Conforme con las evidencias empíricas, la presencia de un déficit fiscal resulta de un exceso del gasto público sobre los ingresos fiscales, esto es, que, si el gobierno gasta más que lo que recibe de sus impuestos o ingresos fiscales, para un periodo determinado, se tiene un déficit presupuestario o déficit fiscal.
Por tal razón cuando el gobierno incurre en déficit fiscal, entonces, normalmente tiene que recurrir a endeudarse para solventar el monto del déficit que se ha creado; más aún, si ese déficit es repetitivo años tras años, de esa manera el gobierno va incrementando el endeudamiento.
Es en tal contexto que la acumulación de endeudamientos se traduce en lo que los economistas denominan como deuda pública, la cual al relacionarse con el PIB va a indicar el porcentaje que representa la deuda en relación a este, pues mientras más alta, mayor es la deuda y en consecuencias aumentan los gastos por intereses. Como se sabe, un déficit fiscal se cubre con deuda, por lo que hay que hacer una diferencia en el tipo de deuda al que se incurre.
Generalmente, los gobiernos de países de economías emergentes son muy proclives a endeudarse por encima de lo que pueden financiar; sin ningún problema, razón por la cual, al tener ahogamiento financiero, de inmediato recurren a incrementar los impuestos, cuyos efectos contiguos consisten en reducir el nivel de vida de la población, también, se cae en una situación de impago y la presencia inevitable de fenómenos inflacionario.
La teoría económica establece que, la financiación del déficit fiscal, endeudándose en vez de eficientizar los impuestos, provoca un incremento del consumo en el corto plazo, lo que, en una economía de pleno empleo, significa tener menos margen para invertir. Pero es que la financiación mediante déficit se traduce en una contracción de la inversión, significando esto que, en el largo plazo, tanto el consumo como la producción, registrarán una desaceleración pronunciada.

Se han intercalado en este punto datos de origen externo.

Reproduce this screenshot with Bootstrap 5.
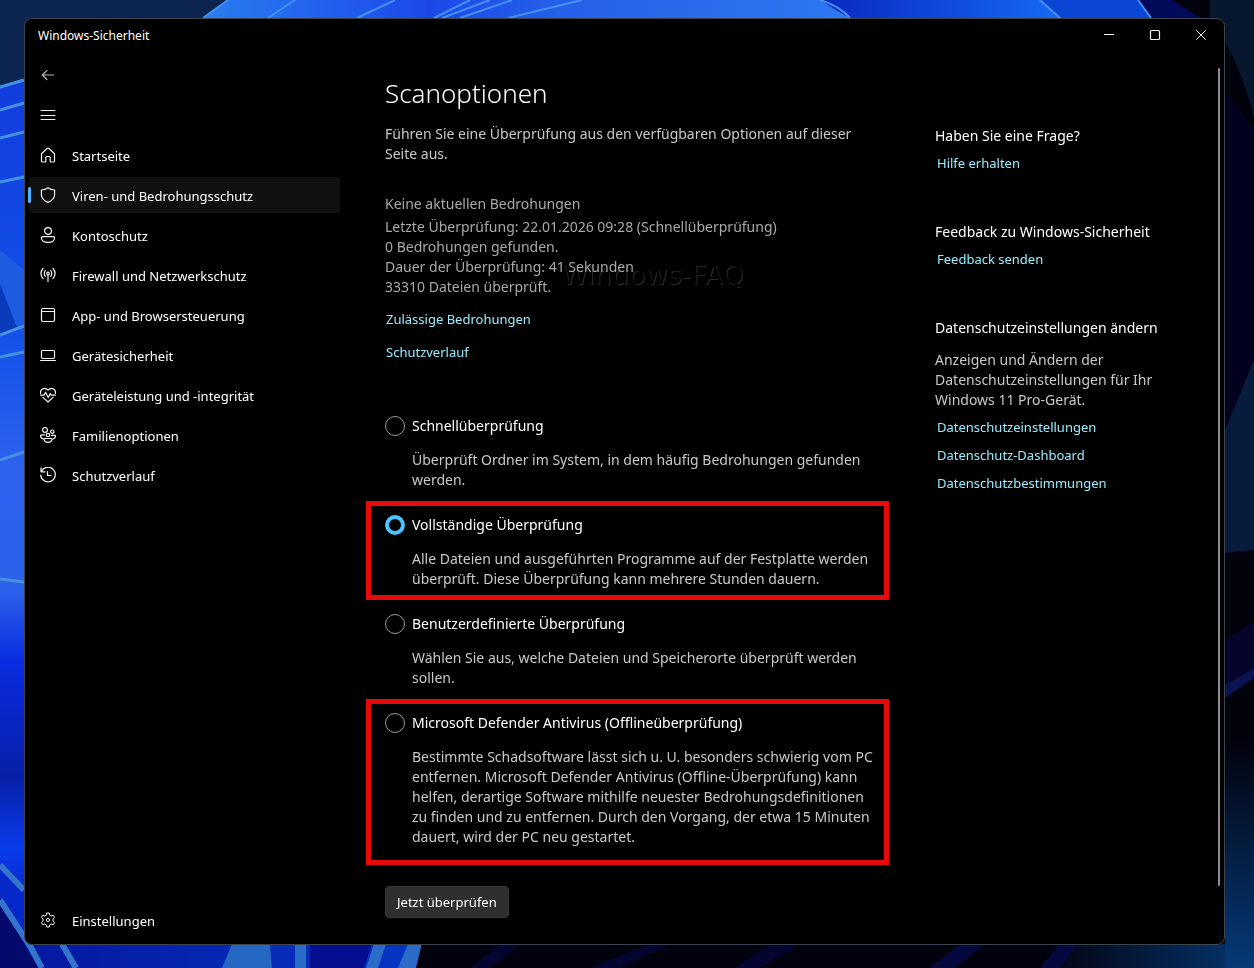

Para que se tenga una idea más concreta de las consecuencias de un déficit fiscal y su financiación, solo hay que tomar en consideración que la demanda agregada descansa en cuatro componentes fundamentales como son: el consumo, la inversión, el gasto público y la diferencia entre las exportaciones y las importaciones. De estos componentes de la demanda agregada, el consumo es el más relevante porque tiene que ver con los gastos en bienes y servicios que hacen las economías domésticas, o familias, por lo que la decisión de gastar o ahorrar va a impactar en la demanda total.
Bajo este enfoque se entiende mejor que la utilización del gasto público y de los impuestos para ajustar la demanda agregada constituye la esencia de la política fiscal, por tal razón al plantear una reducción del déficit fiscal hay que analizar y predecir las consecuencias que el mismo tiene sobre el crecimiento económico. Por un lado, está el temor de que una reducción del déficit fiscal, vía el incremento de los impuestos, tenga un impacto negativo en el ahorro, y, por otro lado, la incertidumbre se dispara si se impulsa una reducción del déficit fiscal reduciendo la inversión pública ya que en tal escenario se perjudica el crecimiento económico.
A la Luz de la razón, plantearse una reforma fiscal en una crisis en proceso es apostar a un freno de la actividad económica y un grave sacrificio en la calidad de vida de los ciudadanos. Se trata de como el gobierno tiene que invocar la ingeniería financiera para conseguir fuentes de financiación que permitan ejecutar los gastos e inversión para seguir enfrentando la situación de la pandemia, así como incentivar la recuperación plena de la economía y evitar la propagación del Covid 19.
Una reforma fiscal en tiempos de crisis se traduce en algo desastroso para una economía que aún no supera la estrangulación de la crisis sanitaria. Pues se trata de que el principal problema que arrastra una reforma fiscal es que no considera a los grandes capitales como la principal unidad de contribuyente, sino, a los que menos tienen.